Alphabets Really In Absolute Need of New Alphabet-ing or aRianna
is a package that helps identify potential issues in text datasets by comparing the actual text with that expected by various natural language models. The package also provides a 'consistency score' that can be used to monitor how the text dataset changes during the cleaning and preparation process.
More information is available at: https://github.com/RohanAlexander/consistency_scores_in_text_datasets
You can install the current version of this package using:
devtools::install_github("RohanAlexander/arianna")
To load the package:
library(arianna)
Raw text data are often messy and unready for further analysis. The aRianna
package provides an easy way to clean your text data by picking up text errors in the dataset and replace them with aRianna
's predictions. Additionally, aRianna
introduces the notion of a consistency score, which refers to the proportion of text that is unchanged by the model. This is used to monitor changes during the cleaning process, and to compare the messiness of different texts. There are two types of consistency scores: the internal consistency score and the external consistency score. We define internal consistency as when the model is trained on the corpus itself, and external consistency as when the model is trained on a more general corpus. In aRianna
, the general corpus trained for external consistency score generation is [insert data set once we decide on one]. Together, these concepts provide a guide to the cleanliness and consistency of a text dataset. This can be important when deciding whether a dataset is fit for purpose; when carrying out data cleaning and preparation tasks; and as a comparison between datasets.
For demonstration, we use the first paragraph of Jane Eyre as the internal text data. A sentence within the paragraph is modified with the intention to contain an error and serves as the text to be evaluated:
body_of_text <- "There was no possibility of taking a walk that day.
We had been wandering, indeed, in the leafless shrubbery an hour in
the morning; but since dinner (Mrs. Reed, when there was no company,
dined early) the cold winter wind had brought with it clouds so sombre,
and a rain so penetrating, that further out-door exercise was now out
of the question."
text_to_evaluate <- "when there was na company"
The first step is to turn the body of text into the internal consistency dataset. The generated internal consistency dataset is a tibble that contains the 5-grams, 4-grams and tri-grams that appear in the internal text data more than once.

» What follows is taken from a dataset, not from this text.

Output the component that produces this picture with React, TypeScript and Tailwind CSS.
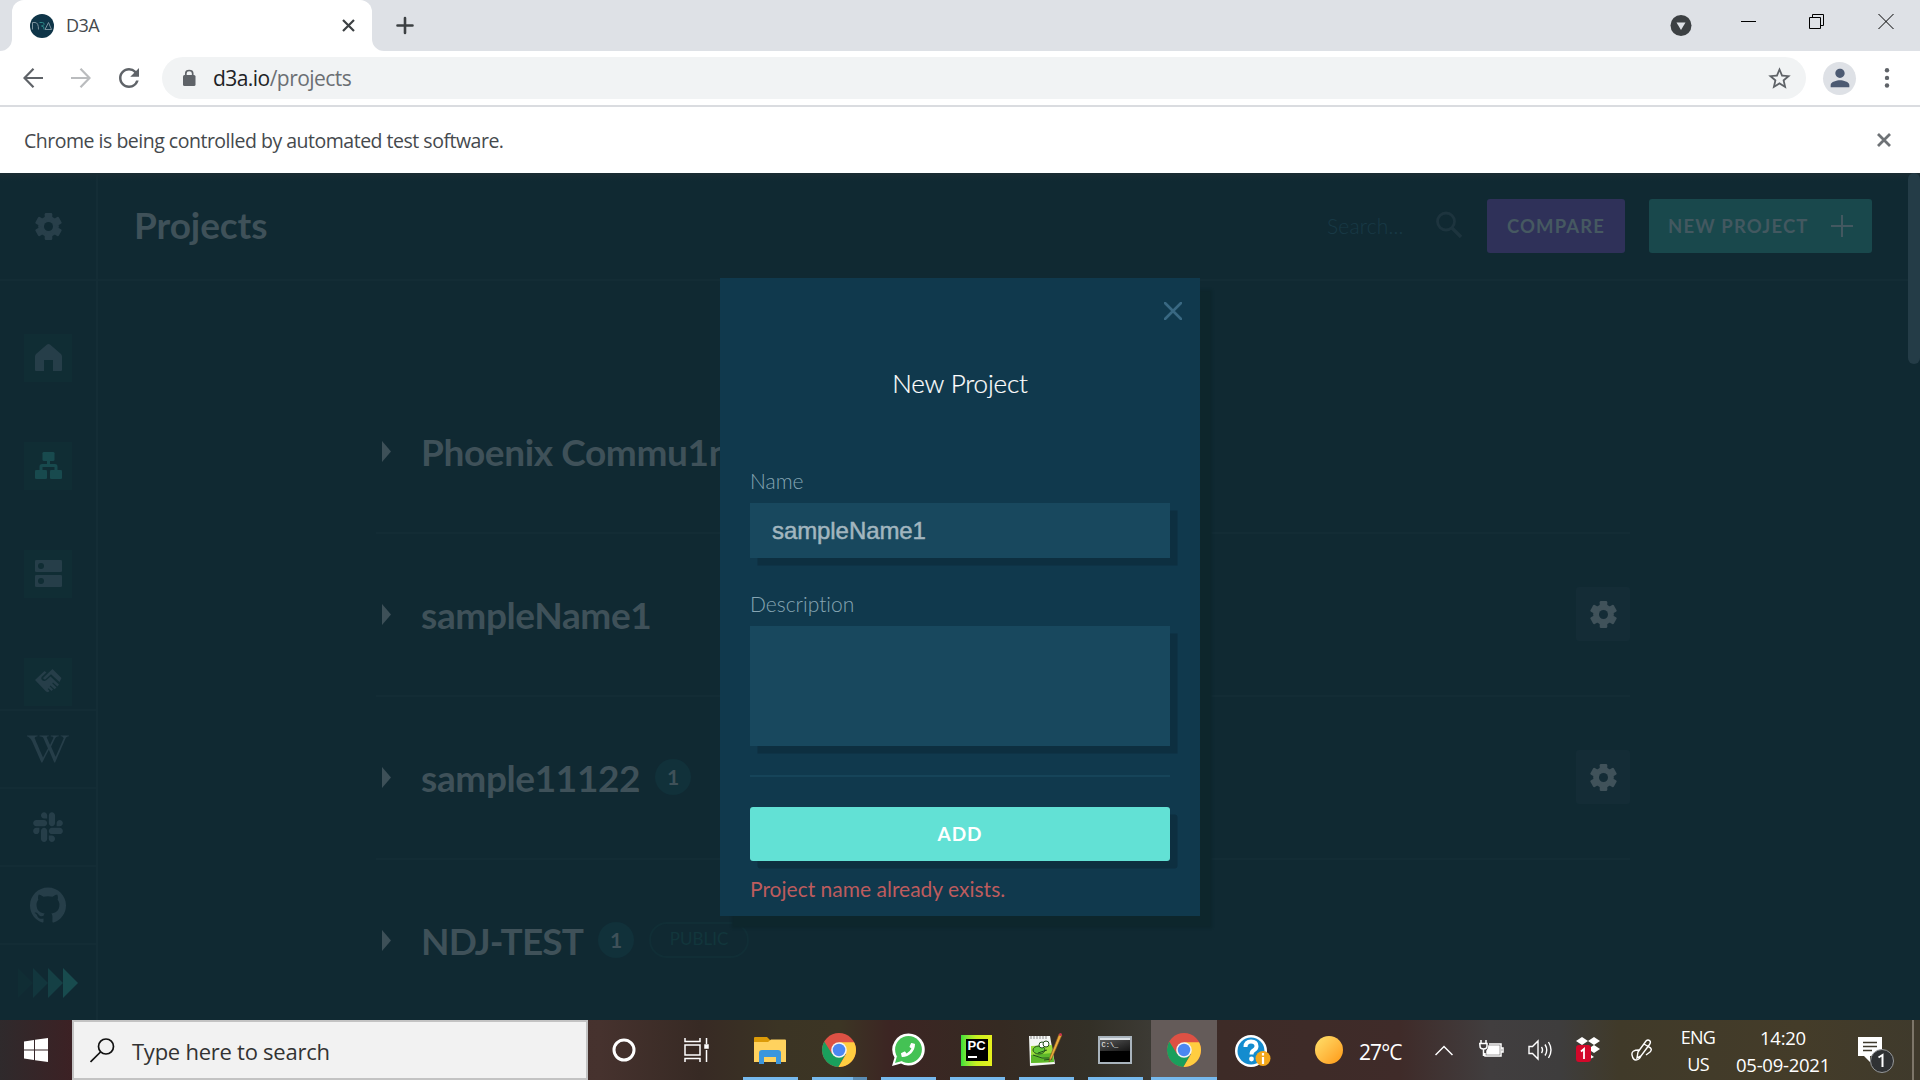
import React from "react";
import { FaSlack, FaWikipediaW, FaPhoneAlt } from "react-icons/fa";
import { SiGithub } from "react-icons/si";
import { MdStarBorder, MdPerson, MdRefresh } from "react-icons/md";

const UI = "font-['Open_Sans','Noto_Sans',sans-serif]";

function Cross({ size, w, color, cap = "butt" }: { size: number; w: number; color: string; cap?: "butt" | "round" }) {
  return (
    <svg width={size} height={size} viewBox={`0 0 ${size} ${size}`} stroke={color} strokeWidth={w} strokeLinecap={cap} className="block shrink-0">
      <path d={`M1 1L${size - 1} ${size - 1}M${size - 1} 1L1 ${size - 1}`} />
    </svg>
  );
}

function TabStrip() {
  return (
    <div className="flex h-[51px] items-start bg-[#dee1e6]">
      <svg width="12" height="51" className="block shrink-0"><path d="M12 39V51H0A12 12 0 0 0 12 39Z" fill="#fff" /></svg>
      <div className="flex h-[51px] w-[360px] items-center rounded-t-[12px] bg-white pl-[18px]">
        <svg width="24" height="24" viewBox="0 0 24 24" fill="none" strokeWidth="1">
          <circle cx="12" cy="12" r="12" fill="#0f3548" />
          <path d="M2.500 15.500V8.500H5Q8.500 8.500 8.500 15.500" stroke="#7b929d" />
          <path d="M9.500 8.500H12.500Q14.500 8.800 14 10.500Q13.500 12 11.500 12Q14.500 12 14 15.500" stroke="#2d8787" />
          <path d="M15 15.500L18.500 8.500L21.500 15.500Z" stroke="#7b929d" />
        </svg>
        <span className={`${UI} mb-[1px] ml-[12px] flex-1 text-[18px] leading-6 tracking-[-0.600px] text-[#45494d]`}>D3A</span>
        <div className="mr-[17px]"><Cross size={13} w={2.200} color="#3c4043" /></div>
      </div>
      <svg width="12" height="51" className="block shrink-0"><path d="M0 39V51H12A12 12 0 0 1 0 39Z" fill="#fff" /></svg>
      <svg width="18" height="51" className="ml-3 block" stroke="#3c4043" strokeWidth="2.600" strokeLinecap="round"><path d="M1.500 25.500H16.500M9 18V33" /></svg>
      <div className="flex-1" />
      <svg width="22" height="51" className="mr-[49px] block"><circle cx="11" cy="25.500" r="10.500" fill="#3c4043" /><path d="M6.500 22.500H15.500L11 30Z" fill="#dee1e6" /></svg>
      <svg width="16" height="51" className="mr-[52px] block"><path d="M0 21.500H15" stroke="#000" /></svg>
      <svg width="16" height="51" className="mr-[53px] block" fill="none" stroke="#000"><path d="M0.500 17.500H11.500V28.500H0.500ZM3.500 17.500V14.500H14.500V25.500H11.500" /></svg>
      <svg width="16" height="51" className="mr-[26px] block" stroke="#000"><path d="M0.500 14L15.500 29M15.500 14L0.500 29" /></svg>
    </div>
  );
}

function Toolbar() {
  return (
    <div className="flex h-[56px] items-center border-b-2 border-[#dadce0] bg-white">
      <svg width="20" height="20" className="ml-[23px]" fill="none" stroke="#5f6368" strokeWidth="2.200"><path d="M20 10H1.500M10.500 0.800L1.500 10L10.500 19.200" /></svg>
      <svg width="20" height="20" className="ml-[28px]" fill="none" stroke="#babcbe" strokeWidth="2.200"><path d="M0 10H18.500M9.500 0.800L18.500 10L9.500 19.200" /></svg>
      <MdRefresh className="ml-[23px] size-[30px] text-[#5f6368]" />
      <div className="ml-[18px] flex h-[42px] w-[1644px] items-center rounded-full bg-[#f1f3f4] pl-[17px] pr-[13px]">
        <svg width="20" height="20" viewBox="0 0 20 20"><rect x="4" y="7" width="12.500" height="11" rx="1.500" fill="#5f6368" /><path d="M6.800 8V5.500Q6.800 2.500 10.200 2.500Q13.700 2.500 13.700 5.500V8" fill="none" stroke="#5f6368" strokeWidth="1.700" /></svg>
        <span className={`${UI} ml-[14px] flex-1 text-[21px] leading-8 tracking-[-0.550px] text-[#6b6f73]`}>
          <span className="text-[#202124]">d3a.io</span>/projects
        </span>
        <MdStarBorder className="size-[27px] text-[#5f6368]" />
      </div>
      <div className="ml-[17px] flex size-[33px] items-center justify-center rounded-full bg-[#dee1e6]">
        <MdPerson className="size-[28px] text-[#4c5a72]" />
      </div>
      <svg width="6" height="22" className="ml-[28px]" fill="#5f6368"><circle cx="3" cy="3.200" r="2.200" /><circle cx="3" cy="10.900" r="2.200" /><circle cx="3" cy="18.500" r="2.200" /></svg>
    </div>
  );
}

function InfoBar() {
  return (
    <div className="flex h-[66px] items-center justify-between bg-white pl-6 pr-[29px]">
      <span className={`${UI} mt-[2px] text-[19.500px] tracking-[-0.490px] text-[#45494d]`}>Chrome is being controlled by automated test software.</span>
      <Cross size={14} w={2.800} color="#6e7276" />
    </div>
  );
}

function Gear({ color, hole }: { color: string; hole: string }) {
  return (
    <svg width="27" height="27" viewBox="-13.500 -13.500 27 27" fill={color} className="block">
      <circle r="10.300" />
      {[0, 60, 120].map((a) => (
        <rect key={a} x="-3.800" y="-13.500" width="7.600" height="27" rx="1.300" transform={`rotate(${a})`} />
      ))}
      <circle r="4.500" fill={hole} />
    </svg>
  );
}

function SideBox({ children }: { children: React.ReactNode }) {
  return <div className="mb-[60px] ml-6 flex size-12 items-start bg-[#102d34] pl-[11px] pt-[10px]">{children}</div>;
}

function Sidebar() {
  return (
    <div className="flex w-[98px] flex-col border-r-2 border-[#142d36]">
      <div className="h-[108px] shrink-0 border-b-2 border-[#132c35] pl-[35px] pt-[40px]"><Gear color="#283f4a" hole="#102932" /></div>
      <div className="h-[428px] shrink-0 overflow-hidden pt-[53px]">
        <SideBox>
          <svg width="27" height="27" fill="#263e49"><path d="M12 .5Q13.500-.5 15 .5L26 10Q27 11 27 12.500V26Q27 27 26 27H18V16H9V27H1Q0 27 0 26V12.500Q0 11 1 10Z" /></svg>
        </SideBox>
        <SideBox>
          <svg width="27" height="27" fill="#184a4e">
            <rect x="7.500" width="12" height="9" rx="1.300" /><rect y="18" width="12" height="9" rx="1.300" /><rect x="15" y="18" width="12" height="9" rx="1.300" />
            <path d="M6 18V14.500Q6 13.500 7 13.500H20Q21 13.500 21 14.500V18M13.500 9V13.500" fill="none" stroke="#184a4e" strokeWidth="3" />
          </svg>
        </SideBox>
        <SideBox>
          <svg width="27" height="27" fill="#263e49">
            <rect width="27" height="12" rx="1.200" /><rect y="15" width="27" height="12" rx="1.200" />
            <circle cx="6" cy="6" r="3" fill="#102d34" /><circle cx="6" cy="21" r="3" fill="#102d34" />
          </svg>
        </SideBox>
        <SideBox>
          <svg width="27" height="25" viewBox="0 -1 27 25" fill="#263e49">
            <path d="M0 11L9.500 2L11.500 3.500L6.500 8Q5.500 10 7.500 11.500Q9.500 12.500 11.500 11L15.500 7.500L24 15.500L22.500 17.500L18 13.500L17.200 14.300L21.500 18.500L19.500 20.300L15.500 16.500L14.700 17.300L18 20.500L16.500 22L13.500 19.300L12.700 20L14.500 22L13 23.200L11 22.500Z" />
            <path d="M8 9L17.500 0L26.500 9L24.500 13L16 5.200L10.500 10.200Q9 11 8 9Z" />
          </svg>
        </SideBox>
      </div>
      <div className="flex h-[78px] shrink-0 items-center justify-center border-t-2 border-[#132c35]"><FaWikipediaW className="size-[42px] text-[#263e49]" /></div>
      <div className="flex h-[78px] shrink-0 items-center justify-center border-t-2 border-[#132c35]"><FaSlack className="size-[34px] text-[#263e49]" /></div>
      <div className="flex h-[78px] shrink-0 items-center justify-center border-t-2 border-[#132c35]"><SiGithub className="size-[36px] text-[#263e49]" /></div>
      <div className="flex h-[77px] shrink-0 justify-center border-t-2 border-[#132c35] pt-[23px]">
        <svg width="60" height="30">
          <path d="M0 0L15 15L0 30Z" fill="#102d34" /><path d="M15 0L30 15L15 30Z" fill="#12363d" />
          <path d="M30 0L45 15L30 30Z" fill="#154045" /><path d="M45 0L60 15L45 30Z" fill="#184b4e" />
        </svg>
      </div>
    </div>
  );
}

function Row({ name, count, pub, gear, tight }: { name: string; count?: string; pub?: boolean; gear?: boolean; tight?: boolean }) {
  return (
    <div className="flex h-[163px] items-center border-b-2 border-[#132c35] pl-[6px]">
      <svg width="9" height="21" fill="#3d5058" className="mb-[1px] shrink-0"><path d="M0 0L9 10.500L0 21Z" /></svg>
      <span className={`ml-[30px] whitespace-nowrap text-[37px] font-bold leading-[44px] ${tight ? "tracking-[-0.850px]" : "tracking-[-0.380px]"}`}>{name}</span>
      {count && <span className="mb-[1px] ml-[15px] flex size-9 items-center justify-center rounded-full bg-[#11313a] text-[21px] font-bold">{count}</span>}
      {pub && <span className="mb-[1px] ml-[15px] flex h-9 w-[100px] items-center justify-center rounded-full border-2 border-[#112e36] pb-[3px] text-[17px] leading-none text-[#12363c]">PUBLIC</span>}
      {gear && <div className="mb-[1px] ml-auto flex size-[54px] items-center justify-center rounded-[3px] bg-[#142c36]"><Gear color="#40525a" hole="#142c36" /></div>}
    </div>
  );
}

function Main() {
  return (
    <div className="flex-1">
      <header className="flex h-[108px] items-center border-b-2 border-[#132c35] pl-[36px] pr-[48px]">
        <h1 className="mb-[2px] text-[37px] font-bold leading-[44px] tracking-[-0.100px]">Projects</h1>
        <span className="ml-auto w-[109px] text-[21px] font-light tracking-[0.150px] text-[#183946]">Search...</span>
        <svg width="26" height="27" className="mb-1" fill="none" stroke="#1d343e" strokeWidth="2.800"><circle cx="10" cy="10.500" r="8.500" /><path d="M16 17L25 26" strokeWidth="3.400" /></svg>
        <button className="ml-[25px] h-[54px] w-[138px] rounded-[3px] bg-[#2f3159] pt-[1px] text-[18.500px] font-bold tracking-[1.100px] text-[#465961]">COMPARE</button>
        <button className="ml-6 flex h-[54px] w-[223px] items-center rounded-[3px] bg-[#19484c] pl-[19px] text-[18.500px] font-bold tracking-[1.150px] text-[#435860]">
          <span className="pt-[1px]">NEW PROJECT</span>
          <svg width="22" height="22" className="ml-auto mr-[19px]" stroke="#435860" strokeWidth="2"><path d="M0 11H22M11 0V22" /></svg>
        </button>
      </header>
      <div className="ml-[278px] mt-[90px] w-[1254px]">
        <Row name="Phoenix Commu1n" />
        <Row name="sampleName1" gear />
        <Row name="sample11122" count="1" gear />
        <Row name="NDJ-TEST" count="1" pub tight />
      </div>
    </div>
  );
}

function Modal() {
  const shadow = "shadow-[7.5px_7.5px_0_#0d2f40]";
  return (
    <div className="absolute left-[720px] top-[105px] h-[638px] w-[480px] bg-[#10394d] px-[30px] text-[21px] leading-[26px] shadow-[12px_12px_2px_#0d262c]">
      <div className="flex h-[84px] justify-end pt-6">
        <div className="-mr-[11.500px]"><Cross size={18} w={2.600} color="#396882" cap="round" /></div>
      </div>
      <h2 className="h-[106px] pt-[5px] text-center text-[26px] font-light leading-[32px] tracking-[-0.150px] text-white [-webkit-text-stroke:0.200px_#fff]">New Project</h2>
      <label className="block h-[35px] font-light text-[#86a5b3]">Name</label>
      <div className={`flex h-[55px] items-center bg-[#18485e] pl-[22px] font-['Liberation_Sans',Arial,sans-serif] text-[24px] tracking-[-0.080px] text-[#a2b6bf] [-webkit-text-stroke:0.500px_#a2b6bf] ${shadow}`}>sampleName1</div>
      <label className="mt-[33px] block h-[35px] font-light text-[#86a5b3] [font-variant-ligatures:none]">Description</label>
      <div className={`h-[120px] bg-[#18485e] ${shadow}`} />
      <div className="mt-[29px] h-[2px] bg-[#164459]" />
      <button className={`mt-[30px] block h-[54px] w-full rounded-[3px] bg-[#62e1d5] text-[19px] font-bold tracking-[1px] text-white ${shadow}`}>ADD</button>
      <p className="mt-[15px] text-[#bd5c5e]">Project name already exists.</p>
    </div>
  );
}

function Chrome() {
  return (
    <svg width="34" height="34" viewBox="0 0 48 48">
      <circle cx="24" cy="24" r="24" fill="#dd5144" />
      <path d="M24 13H45.300A24 24 0 0 1 23 48L34 29.500Z" fill="#ffcd40" />
      <path d="M3.200 12A24 24 0 0 0 23 48L33.500 29.500L24 24L14.500 30Z" fill="#1a9f5c" />
      <circle cx="24" cy="24" r="11" fill="#f4f4f4" /><circle cx="24" cy="24" r="8.800" fill="#4b87f2" />
    </svg>
  );
}

function Explorer() {
  return (
    <svg width="32" height="28" viewBox="0 0 32 28">
      <path d="M0 2Q0 1 1 1H13L16 4V8H0Z" fill="#dc9b08" /><path d="M0 6H14L17 3.500H31Q32 3.500 32 4.500V26H0Z" fill="#ffd25e" />
      <path d="M5 28V17Q5 14 8 14H24Q27 14 27 17V28H22V21H10V28Z" fill="#3c96dd" />
    </svg>
  );
}

function WhatsApp() {
  return (
    <div className="grid place-items-center">
      <svg width="34" height="34" viewBox="0 0 34 34" className="[grid-area:1/1]">
        <path d="M17.500.5A16 16 0 1 1 10 30.500L1 33L3.500 24.500A16 16 0 0 1 17.500.5Z" fill="#fff" />
        <circle cx="17.500" cy="16.500" r="13.400" fill="#44c254" /><path d="M4 30L6 23L11 28Z" fill="#44c254" />
      </svg>
      <FaPhoneAlt className="size-[14px] -scale-x-100 text-white [grid-area:1/1]" />
    </div>
  );
}

function PyCharm() {
  return (
    <div className="flex size-[31px] items-center justify-center bg-linear-to-r from-[#36e03a] via-[#c8f020] to-[#e6f01e]">
      <div className="flex size-[22px] flex-col bg-black pl-[2px] font-['Liberation_Sans',sans-serif] text-[13px] font-bold leading-[14px] text-white">
        PC<span className="mt-[3px] h-[2px] w-[9px] bg-white" />
      </div>
    </div>
  );
}

function Notepad() {
  return (
    <svg width="36" height="34" viewBox="0 0 36 34">
      <path d="M1 3H22L27 31L2 33Z" fill="#f4f6f4" /><path d="M3 13L24 12L26 29L3 30Z" fill="#9adb3c" /><path d="M3 22L25 20L26 29L3 30Z" fill="#5db82a" />
      <path d="M3 3V6M6 3V6M9 3V6M12 3V6M15 3V6M18 3V6" stroke="#888" />
      <g fill="#65c93a" stroke="#24501a"><ellipse cx="11" cy="17" rx="6" ry="4" /><circle cx="14" cy="12" r="3" fill="#fff" /><circle cx="18" cy="11" r="3" fill="#fff" /><path d="M5 22L14 25L21 25M10 20L19 17M16 27L24 26" /></g>
      <path d="M34 2L24 25L21 29L22 24L31 1Z" fill="#e9a83a" stroke="#7b4f1c" strokeWidth=".6" /><circle cx="32.500" cy="1.500" r="1.500" fill="#c8344a" />
    </svg>
  );
}

function Terminal() {
  return (
    <div className="flex h-[28px] w-[34px] flex-col border-2 border-[#a9b4bd] bg-black">
      <div className="h-[2px] bg-[#dde3e8]" />
      <div className="h-[11px] bg-linear-to-br from-[#5a5a5a] to-[#151515] pl-[2px] font-['Liberation_Mono',monospace] text-[7px] leading-[10px] text-white">C:\_</div>
    </div>
  );
}

function Task({ children, active, split }: { children: React.ReactNode; active?: boolean; split?: boolean }) {
  return (
    <div className={active ? "flex h-[60px] w-[66px] flex-col bg-[#645b59]" : "mr-[14px] flex h-[60px] w-[55px] flex-col"}>
      <div className={active ? "flex flex-1 items-center justify-center pt-[3px]" : "flex flex-1 items-center justify-center pr-[2px] pt-[3px]"}>{children}</div>
      <div className="flex h-[3px] bg-[#76b9ed]">{split && <div className="ml-[41px] w-[14px] bg-[#5a8cb4]" />}</div>
    </div>
  );
}

function Taskbar() {
  return (
    <div className={`${UI} flex h-[60px] items-center overflow-hidden bg-[linear-gradient(90deg,#2f2a2c_0,#3c2124_72px,#46322e_600px,#372a24_700px,#3b3424_780px,#3c3524_840px,#3c2523_890px,#352a22_1000px,#333027_1090px,#3c3a34_1150px,#3d2b27_1220px,#3f2b29_1400px,#413e3f_1490px,#3e3d3d_1560px,#403a29_1620px,#443c29_1800px,#3f3a2c_1920px)] text-white`}>
      <div className="flex w-[72px] justify-center">
        <svg width="24" height="24" fill="#fff"><path d="M0 3.400L10 2V11.500H0ZM11 1.800L24 0V11.500H11ZM0 12.500H10V22L0 20.600ZM11 12.500H24V24L11 22.200Z" /></svg>
      </div>
      <div className="flex h-[60px] w-[516px] items-center border-2 border-[#c3c3c3] bg-[#f2f2f2] pl-4">
        <svg width="25" height="25" fill="none" stroke="#111" strokeWidth="1.700"><circle cx="16" cy="8.500" r="7.500" /><path d="M10.500 14L.5 24" /></svg>
        <span className="ml-[17px] mt-[2px] text-[22px] tracking-[-0.250px] text-[#333]">Type here to search</span>
      </div>
      <svg width="24" height="24" className="ml-6"><circle cx="12" cy="12" r="10" fill="none" stroke="#fff" strokeWidth="3" /></svg>
      <svg width="25" height="24" className="ml-12 mr-[34px]" fill="none" stroke="#fff" strokeWidth="1.500"><path d="M1 0V3.500H16V0M1 7H16V17H1ZM1 24V20.500H16V24M22.500 0V6M22.500 12V24" /><path d="M21 7H24V10H21Z" fill="#fff" /></svg>
      <Task><Explorer /></Task>
      <Task split><Chrome /></Task>
      <Task><WhatsApp /></Task>
      <Task><PyCharm /></Task>
      <Task><Notepad /></Task>
      <div className="-mr-[6px]"><Task><Terminal /></Task></div>
      <Task active><Chrome /></Task>
      <svg width="37" height="34" className="ml-[18px] mt-[4px]">
        <circle cx="16" cy="16" r="16" fill="#fff" /><circle cx="16" cy="16" r="13.500" fill="#148ccf" />
        <path d="M10.500 12Q10.500 6.500 16 6.500Q21.500 6.500 21.500 11.200Q21.500 13.800 18.500 15.500Q16.500 16.700 16.500 19.500" fill="none" stroke="#fff" strokeWidth="4" /><circle cx="16.500" cy="24" r="2.400" fill="#fff" />
        <circle cx="28" cy="23.500" r="7.500" fill="#f3a71b" /><path d="M28 22V29M28 18V20.500" stroke="#fff" strokeWidth="2.200" />
      </svg>
      <div className="ml-[43px] size-[28px] rounded-full bg-linear-to-br from-[#ffe16a] to-[#ff9800]" />
      <span className="ml-[16px] mt-[5px] w-[76px] text-[21px] tracking-[-0.900px]">27°C</span>
      <svg width="18" height="11" fill="none" stroke="#fff" strokeWidth="1.500"><path d="M.5 10L9 1.500L17.500 10" /></svg>
      <svg width="25" height="20" className="ml-[26px]" fill="none" stroke="#fff" strokeWidth="1.500"><path d="M10 4H22V16H6V13M22 8H24V12H22M2 0V3M7 0V3M0.800 3.500H8V6Q8 9 4.500 9Q1 9 1 6ZM4.500 9V16" /><path d="M10 6H20V14H8V11Q10 9 10 6Z" fill="#fff" /></svg>
      <svg width="25" height="22" className="ml-6" fill="none" stroke="#fff" strokeWidth="1.400"><path d="M1 7.500H4.500L10 2V20L4.500 14.500H1ZM13.500 8Q15.500 11 13.500 14M17 5.500Q20.500 11 17 16.500M20.500 3Q25.500 11 20.500 19" /></svg>
      <svg width="24" height="30" className="mb-[2px] ml-[23px]">
        <path d="M6 3L12 7L6 11L0 7ZM18 3L24 7L18 11L12 7ZM18 11L24 15L18 19L12 15ZM12 19L18 23L12 26L6 23Z" fill="#fff" />
        <rect y="11" width="15" height="17" rx="3" fill="#d3082a" /><path d="M5 17.500L8 15V25" stroke="#fff" strokeWidth="1.800" fill="none" />
      </svg>
      <svg width="22" height="24" className="ml-[31px]" fill="none" stroke="#fff" strokeWidth="1.400"><path d="M7 14L15 3Q17 1 19 3Q20 4.500 18.500 6.500L10 18L6 20ZM8 12Q0 12 1 17Q2 22 5 22Q8 22 10 18M13 6L18 9Q22 11 19 14L15 17" /></svg>
      <div className="ml-[25px] mt-[1px] flex w-[40px] flex-col items-center text-[18px] leading-[27px] tracking-[-0.700px]"><span>ENG</span><span>US</span></div>
      <div className="ml-[14px] mt-[1px] flex w-[102px] flex-col items-center whitespace-nowrap text-[18.500px] leading-[27px] tracking-[-0.250px]"><span>14:20</span><span>05-09-2021</span></div>
      <svg width="38" height="40" className="ml-[24px] mt-[12px]">
        <path d="M0 1H24V20H12V26L6 20H0Z" fill="#fff" /><path d="M5 6.500H19M5 10.500H19M5 14.500H14" stroke="#3f3a2c" strokeWidth="1.300" />
        <circle cx="24" cy="25" r="11.500" fill="#303234" stroke="#96989a" /><path d="M20.500 21.500L24.500 19V31" fill="none" stroke="#fff" strokeWidth="2" />
      </svg>
      <div className="ml-[16px] h-[60px] w-[2px] bg-[#7d7669]" />
    </div>
  );
}

export default function App() {
  return (
    <div className="flex h-[1080px] w-[1920px] flex-col overflow-hidden">
      <TabStrip />
      <Toolbar />
      <InfoBar />
      <div className="relative flex h-[847px] overflow-hidden bg-[#102932] font-['Lato',sans-serif] text-[#3f5159]">
        <Sidebar />
        <Main />
        <div className="absolute inset-x-0 top-0 h-[8px] bg-linear-to-b from-[#1b2c33] to-transparent" />
        <div className="absolute right-0 top-0 h-[191px] w-[12px] rounded-full bg-[#243c47]" />
        <Modal />
      </div>
      <Taskbar />
    </div>
  );
}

Since only there_was_no
has more than one occurrence, it is the only reference n-gram in the internal consistency dataset:
internal_consistency_dataset <-
aRianna::make_internal_consistency_dataset(body_of_text)
internal_consistency_dataset
## # A tibble: 1 x 3
## tokens first_words last_word_expected
## <chr> <chr> <chr>
## 1 there_was_no there_was no
The next step is to compare the text to be evaluated with the internal consistency dataset that we created in the previous step. The function generate_internal_consistency_score
takes in two arguments — the text to evaluate and the internal consistency dataset. The function identifies the word "na" as an unexpected word, and generates the internal consistency score as zero. The function also lists "no" as the replacement of "na":
aRianna::generate_internal_consistency_score(
text_to_evaluate, internal_consistency_dataset)
## $`internal consistency`
## # A tibble: 1 x 3
## as_expected n consistency
## <lgl> <int> <dbl>
## 1 FALSE 1 0
## $`unexpected words`
## # A tibble: 1 x 3
## first_words last_word last_word_expected
## <chr> <chr> <chr>
## 1 there_was na no
To get the external consistency score, we will employ the generate_external_consistency_score
function. The function generate_internal_consistency_score
takes in only one argument — the text to evaluate, and compares it with the external consistency dataset. Here, the text to evaluate is "there was no possibiliti", with the word "possibility" being wrongly spelled. The function identifies the word "possibiliti" as an unexpected word, and generates the external consistency score 0.833. Because the external dataset is larger, it is capable of providing more replacement candidates for "possibiliti". The replacements based on 4-grams are displayed first followed by the replacements based on tri-grams:
text_to_evaluate <- "there was no possibiliti"
aRianna::generate_external_consistency_score(text_to_evaluate)
## aRianna::generate_external_consistency_score(text_to_evaluate)
## $`external consistency`
## # A tibble: 1 x 3
## as_expected n consistency
## <lgl> <int> <dbl>
## 1 FALSE 2 0.833
## 2 TRUE 10 0.833
## $`unexpected words`
## # A tibble: 11 x 3
## first_words last_word last_word_expected
## <chr> <chr> <chr>
## 1 there_was_no possibiliti evidence
## 2 there_was_no possibiliti immediate
## 3 there_was_no possibiliti infrastructure
## 4 there_was_no possibiliti one
## 5 there_was_no possibiliti possibility
## 6 there_was_no possibiliti sound
## 7 there_was_no possibiliti way
## 8 was_no possibiliti good
## 9 was_no possibiliti longer
## 10 was_no possibiliti more
## 11 was_no possibiliti wonder